JOB
Identify and copy all lines of the material where the string "React" is found.
++++
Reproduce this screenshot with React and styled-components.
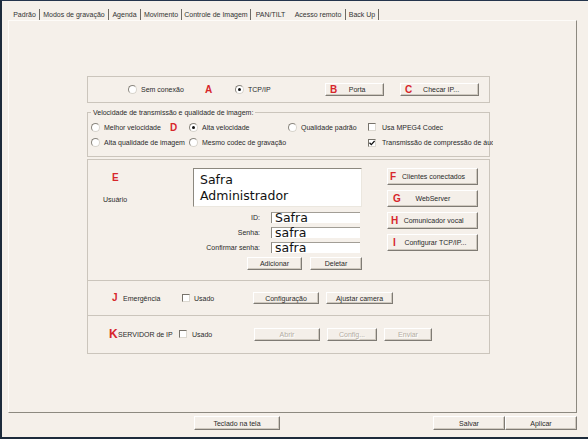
import React from 'react';
import styled, { createGlobalStyle } from 'styled-components';

const Global = createGlobalStyle`
  html, body { margin: 0; padding: 0; background: #f5f0ea; }
  body { font-family: "Liberation Sans", Arial, sans-serif; }
  * { box-sizing: border-box; }
`;

const BG = '#f5f0ea';
const ETCH = '#cbc5bc';

const Window = styled.div`
  width: 588px;
  height: 439px;
  overflow: hidden;
  background: ${BG};
  border-top: 1px solid #24344c;
  border-left: 2px solid #1d2b3c;
  border-bottom: 2px solid #1d2b3c;
  display: flex;
  flex-direction: column;
  font-family: "Liberation Sans", Arial, sans-serif;
  font-size: 7px;
  color: #2a2a2a;
`;

const TabStrip = styled.div`
  height: 19px;
  display: flex;
  align-items: flex-end;
  padding-left: 8px;
`;

const Tab = styled.div`
  width: ${p => p.$w}px;
  height: 12px;
  line-height: 12px;
  text-align: center;
  white-space: nowrap;
  color: #333;
  border-right: 1px solid ${p => (p.$bar ? '#6e6a64' : 'transparent')};
  margin-bottom: -1px;
`;

const Panel = styled.div`
  margin-left: 6px;
  width: 569px;
  height: 393px;
  border: 1px solid;
  border-color: #fdfbf8 #8d8980 #8d8980 #fdfbf8;
  padding: 55px 0 0 78px;
`;

const Block = styled.div`
  width: 403px;
  display: flex;
  flex-direction: column;
`;

const EtchBox = styled.div`
  border: 1px solid ${ETCH};
  height: ${p => p.$h}px;
  margin-top: ${p => p.$mt || 0}px;
`;

const Cells = styled.div`
  display: grid;
  grid-template-columns: ${p => p.$cols};
  align-items: center;
  height: ${p => p.$h}px;
  padding-left: ${p => p.$pl}px;
  white-space: nowrap;
`;

const Group = styled.fieldset`
  margin: 5px 0 0;
  padding: 3px 0 6px 2px;
  border: 1px solid ${ETCH};
  min-inline-size: 0;
`;

const Legend = styled.legend`
  padding: 0 2px;
  margin-left: 1px;
  line-height: 9px;
  font-size: 7px;
  color: #2a2a2a;
`;

const ClipCell = styled.div`
  overflow: hidden;
`;

const Letter = styled.span`
  color: #d7262b;
  font-weight: bold;
  font-size: ${p => p.$size || 10}px;
  line-height: 10px;
  font-family: "Liberation Sans", Arial, sans-serif;
`;

const RadioWrap = styled.label`
  display: inline-flex;
  align-items: center;
  gap: 4px;
  white-space: nowrap;
`;

const Circle = styled.span`
  width: 9px;
  height: 9px;
  border-radius: 50%;
  background: #fff;
  border: 1px solid;
  border-color: #8a867e #d8d4cc #d8d4cc #8a867e;
  display: inline-flex;
  align-items: center;
  justify-content: center;
  flex: none;
`;

const Dot = styled.span`
  width: 3px;
  height: 3px;
  border-radius: 50%;
  background: #111;
`;

const Box = styled.span`
  width: 8px;
  height: 8px;
  background: #fff;
  border: 1px solid;
  border-color: #77736b #dcd8d0 #dcd8d0 #77736b;
  display: inline-flex;
  align-items: center;
  justify-content: center;
  flex: none;
`;

const CheckWrap = styled.label`
  display: inline-flex;
  align-items: center;
  gap: ${p => (p.$gap != null ? p.$gap : 6)}px;
  white-space: nowrap;
`;

const Btn = styled.div`
  width: ${p => p.$w}px;
  height: ${p => p.$h || 13}px;
  background: #f4efe9;
  border: 1px solid;
  border-color: #ffffff #7f7b74 #7f7b74 #ffffff;
  box-shadow: inset -1px -1px 0 #cfc9bf;
  display: flex;
  align-items: center;
  padding-left: ${p => p.$pl || 0}px;
  font-size: 7px;
  white-space: nowrap;
  color: ${p => (p.$disabled ? '#b3ada3' : '#2a2a2a')};
  text-shadow: ${p => (p.$disabled ? '1px 1px 0 #fff' : 'none')};
  margin-left: ${p => p.$ml || 0}px;
`;

const BtnLabel = styled.span`
  flex: 1;
  text-align: center;
  padding-right: ${p => p.$pr || 0}px;
`;

const Sunken = styled.div`
  border-top: 1px solid ${ETCH};
  height: ${p => p.$h}px;
`;

const UserSection = styled.div`
  height: 120px;
  display: flex;
`;

const LeftCol = styled.div`
  width: 105px;
  padding-left: 15px;
  display: flex;
  flex-direction: column;
`;

const ELetter = styled.div`
  margin-top: 13px;
  padding-left: 9px;
  line-height: 10px;
`;

const UserLabel = styled.div`
  margin-top: 11px;
  line-height: 9px;
`;

const MidCol = styled.div`
  width: 169px;
  padding-top: 8px;
  display: flex;
  flex-direction: column;
`;

const ListBox = styled.div`
  height: 39px;
  background: #fff;
  border: 1px solid;
  border-color: #8c887f #ebe7df #ebe7df #8c887f;
  padding: 3px 0 0 6px;
  font-family: "DejaVu Sans", Verdana, sans-serif;
  font-size: 12.5px;
  line-height: 16px;
  color: #111;
`;

const FormGrid = styled.div`
  margin-top: 5px;
  display: grid;
  grid-template-columns: 67px 89px;
  column-gap: 11px;
  row-gap: 4px;
  align-items: center;
`;

const FieldLabel = styled.div`
  text-align: right;
  line-height: 11px;
  white-space: nowrap;
`;

const Input = styled.div`
  height: 11px;
  background: #fff;
  border-top: 1px solid #a29e96;
  border-left: 1px solid #8e8a82;
  padding-left: 3px;
  font-family: "DejaVu Sans", Verdana, sans-serif;
  font-size: 12.5px;
  line-height: 10px;
  color: #111;
  white-space: nowrap;
`;

const BtnRow = styled.div`
  margin-top: 4px;
  display: flex;
`;

const RightCol = styled.div`
  width: 91px;
  margin-left: 25px;
  padding-top: 8px;
  display: flex;
  flex-direction: column;
  gap: 5px;
`;

const Footer = styled.div`
  height: 24px;
  display: flex;
  align-items: flex-start;
  padding: 3px 11px 0 192px;
`;

const Spacer = styled.div`
  flex: 1;
`;

function Radio({ label, checked }) {
  return (
    <RadioWrap>
      <Circle>{checked && <Dot />}</Circle>
      <span>{label}</span>
    </RadioWrap>
  );
}

function Check({ label, checked, gap }) {
  return (
    <CheckWrap $gap={gap}>
      <Box>
        {checked && (
          <svg width="6" height="6" viewBox="0 0 6 6">
            <path d="M0.5 2.8 L2.3 4.6 L5.6 1" stroke="#111" strokeWidth="1.3" fill="none" />
          </svg>
        )}
      </Box>
      <span>{label}</span>
    </CheckWrap>
  );
}

const tabs = [
  ['Padrão', 30, true],
  ['Modos de gravação', 69, true],
  ['Agenda', 32, true],
  ['Movimento', 41, true],
  ['Controle de Imagem', 69, true],
  ['PAN/TILT', 40, false],
  ['Acesso remoto', 55, true],
  ['Back Up', 33, true],
];

export default function App() {
  return (
    <>
      <Global />
      <Window>
        <TabStrip>
          {tabs.map(([t, w, bar]) => (
            <Tab key={t} $w={w} $bar={bar}>{t}</Tab>
          ))}
        </TabStrip>
        <Panel>
          <Block>
            <EtchBox $h={27}>
              <Cells $cols="77px 30px 90px 75px 79px" $h={25} $pl={40}>
                <Radio label="Sem conexão" />
                <Letter>A</Letter>
                <Radio label="TCP/IP" checked />
                <Btn $w={59} $pl={4}>
                  <Letter>B</Letter>
                  <BtnLabel $pr={6}>Porta</BtnLabel>
                </Btn>
                <Btn $w={79} $pl={4}>
                  <Letter>C</Letter>
                  <BtnLabel $pr={8}>Checar IP...</BtnLabel>
                </Btn>
              </Cells>
            </EtchBox>

            <Group>
              <Legend>Velocidade de transmissão e qualidade de imagem:</Legend>
              <Cells $cols="79px 19px 99px 80px 125px" $h={15} $pl={1}>
                <Radio label="Melhor velocidade" />
                <Letter>D</Letter>
                <Radio label="Alta velocidade" checked />
                <Radio label="Qualidade padrão" />
                <ClipCell><Check label="Usa MPEG4 Codec" /></ClipCell>
              </Cells>
              <Cells $cols="79px 19px 99px 80px 125px" $h={15} $pl={1}>
                <Radio label="Alta qualidade de imagem" />
                <span />
                <Radio label="Mesmo codec de gravação" />
                <span />
                <ClipCell><Check label="Transmissão de compressão de áudio" checked /></ClipCell>
              </Cells>
            </Group>

            <EtchBox $h={195} $mt={2}>
              <UserSection>
                <LeftCol>
                  <ELetter><Letter>E</Letter></ELetter>
                  <UserLabel>Usuário</UserLabel>
                </LeftCol>
                <MidCol>
                  <ListBox>
                    <div>Safra</div>
                    <div>Administrador</div>
                  </ListBox>
                  <FormGrid>
                    <FieldLabel>ID:</FieldLabel>
                    <Input>Safra</Input>
                    <FieldLabel>Senha:</FieldLabel>
                    <Input>safra</Input>
                    <FieldLabel>Confirmar senha:</FieldLabel>
                    <Input>safra</Input>
                  </FormGrid>
                  <BtnRow>
                    <Btn $w={55} $ml={54}><BtnLabel>Adicionar</BtnLabel></Btn>
                    <Btn $w={52} $ml={8}><BtnLabel>Deletar</BtnLabel></Btn>
                  </BtnRow>
                </MidCol>
                <RightCol>
                  <Btn $w={91} $h={17} $pl={2}>
                    <Letter>F</Letter>
                    <BtnLabel $pr={6}>Clientes conectados</BtnLabel>
                  </Btn>
                  <Btn $w={91} $h={17} $pl={5}>
                    <Letter>G</Letter>
                    <BtnLabel $pr={12}>WebServer</BtnLabel>
                  </Btn>
                  <Btn $w={91} $h={17} $pl={3}>
                    <Letter>H</Letter>
                    <BtnLabel $pr={8}>Comunicador vocal</BtnLabel>
                  </Btn>
                  <Btn $w={91} $h={17} $pl={5}>
                    <Letter>I</Letter>
                    <BtnLabel $pr={2}>Configurar TCP/IP...</BtnLabel>
                  </Btn>
                </RightCol>
              </UserSection>
              <Sunken $h={35}>
                <Cells $cols="11px 59px 71px 66px 7px 67px" $h={34} $pl={24}>
                  <Letter>J</Letter>
                  <span>Emergência</span>
                  <Check label="Usado" gap={4} />
                  <Btn $w={66} $h={12}><BtnLabel>Configuração</BtnLabel></Btn>
                  <span />
                  <Btn $w={67} $h={12}><BtnLabel>Ajustar camera</BtnLabel></Btn>
                </Cells>
              </Sunken>
              <Sunken $h={38}>
                <Cells $cols="9px 61px 75px 66px 7px 50px 7px 48px" $h={36} $pl={21}>
                  <Letter $size={12}>K</Letter>
                  <span>SERVIDOR de IP</span>
                  <Check label="Usado" gap={5} />
                  <Btn $w={66} $disabled><BtnLabel>Abrir</BtnLabel></Btn>
                  <span />
                  <Btn $w={50} $disabled><BtnLabel>Config...</BtnLabel></Btn>
                  <span />
                  <Btn $w={48} $disabled><BtnLabel>Enviar</BtnLabel></Btn>
                </Cells>
              </Sunken>
            </EtchBox>
          </Block>
        </Panel>
        <Footer>
          <Btn $w={86} $h={14}><BtnLabel>Teclado na tela</BtnLabel></Btn>
          <Spacer />
          <Btn $w={72} $h={14}><BtnLabel>Salvar</BtnLabel></Btn>
          <Btn $w={72} $h={14}><BtnLabel>Aplicar</BtnLabel></Btn>
        </Footer>
      </Window>
    </>
  );
}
++++
SOLUTION FOR THIS PROBLEM
Reproduce this screenshot with React and styled-components.
import React from 'react';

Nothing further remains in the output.